After years of steadily becoming more complex and requiring hundreds of millions of startup dollars and operational and compliance know-how, there are now more avenues for getting a new fund off the ground, with the SMA serving as the most obvious change, said Kristin Kramer, Goldman Sachs’ global head of capital introduction, who connects emerging hedge funds with big-money investors.
“There are so many ways to get into the business now. That’s how the game has changed,” Kramer said in an interview with Business Insider.
What’s changed “the most in the past few years,” she said, is the surge in new funds launching with capital from SMAs run by larger hedge funds or institutional investors. SMAs come in different flavors depending on which large investor is providing the capital for them, but they differ from the typical hedge fund by allowing the allocator more control and access to the end manager.
Goldman Sachs
For example, allocators that invest in a hedge fund via the traditional commingled option might get a portfolio and performance update once a month, while those that invest in a manager with an SMA can get daily or even near-real-time access.
Izzy Englander’s Millennium has been the poster boy for this movement, but firms like Qube, Squarepoint, Balyasny, and more have put their capital to work with external managers. The structure helps the biggest firms offer top talent another avenue to run their capital, and Goldman estimates more than 70% of multimanager funds are now externally allocating compared to roughly half in 2022.

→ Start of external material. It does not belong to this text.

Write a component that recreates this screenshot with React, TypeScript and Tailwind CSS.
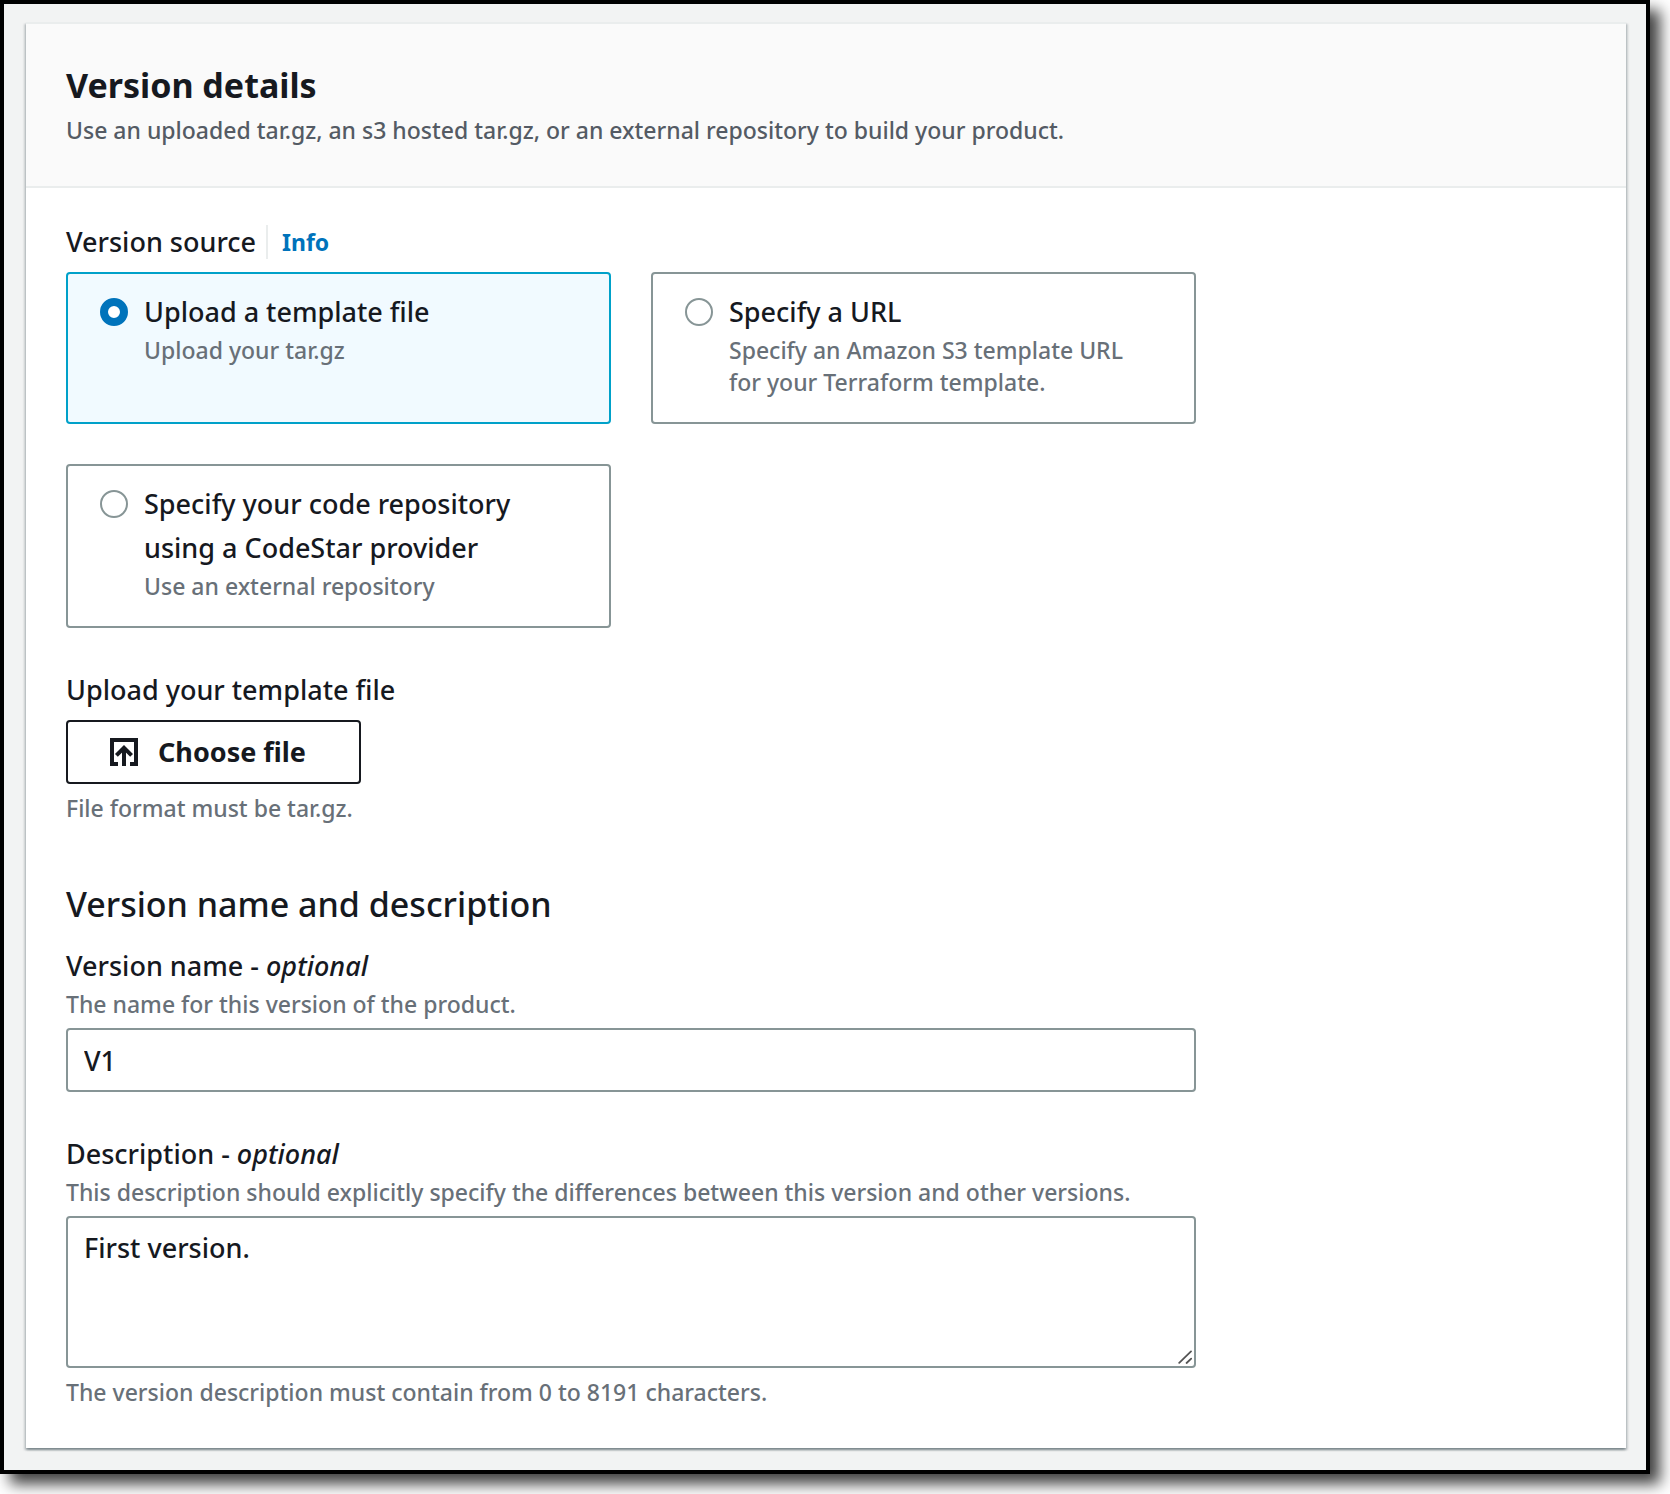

While there are still big names that have not yet dipped their toes into this water, namely Ken Griffin’s Citadel, the proliferation of SMAs has changed the launch process, especially for portfolio managers at multimanager platforms.
“It might be the most seamless way to get into business,” Kramer said.
Behind the rise of SMAs
Allocators investing through SMAs can move quickly, especially the funds, which treat the process almost like an extension of their business development teams, which are responsible for recruiting portfolio managers.
“Many are fishing in a lot of the same pools of talent” for external allocations and internal hires, Kramer said.
Beyond the quick capital, new managers have found other benefits with the structure, Kramer said.
Being a bundle of SMAs instead of running a commingled fund allows funds to have a more simplified marketing and investor relations process. Instead of a larger, more diverse group that all want different things from their hedge fund managers, managers with three or four large SMAs are often dealing with clients with similar structures and goals.
“Capital efficiency” is the No. 1 reason SMAs have become so popular from an allocator standpoint, Kramer said, as it allows multimanager firms and institutional investors the ability to run their external investments like internal trading teams.
But this means there’s additional transparency and risk metrics placed on portfolio managers who take SMAs.
Managers are required to provide additional transparency on their holdings and trades in an SMA structure, though there are occasionally contract stipulations where the information is restricted to only a certain segment within an SMA provider, Kramer said. There are some founders who “just say no” to this type of disclosure, she said, noting “it’s not going to be for everyone.”
More illiquid strategies, like credit funds, might not make as much sense in an SMA structure, she said.
With founders, “there’s a lot of time spent on what they’re trying to accomplish.”
“It’s all about alignment,” she said.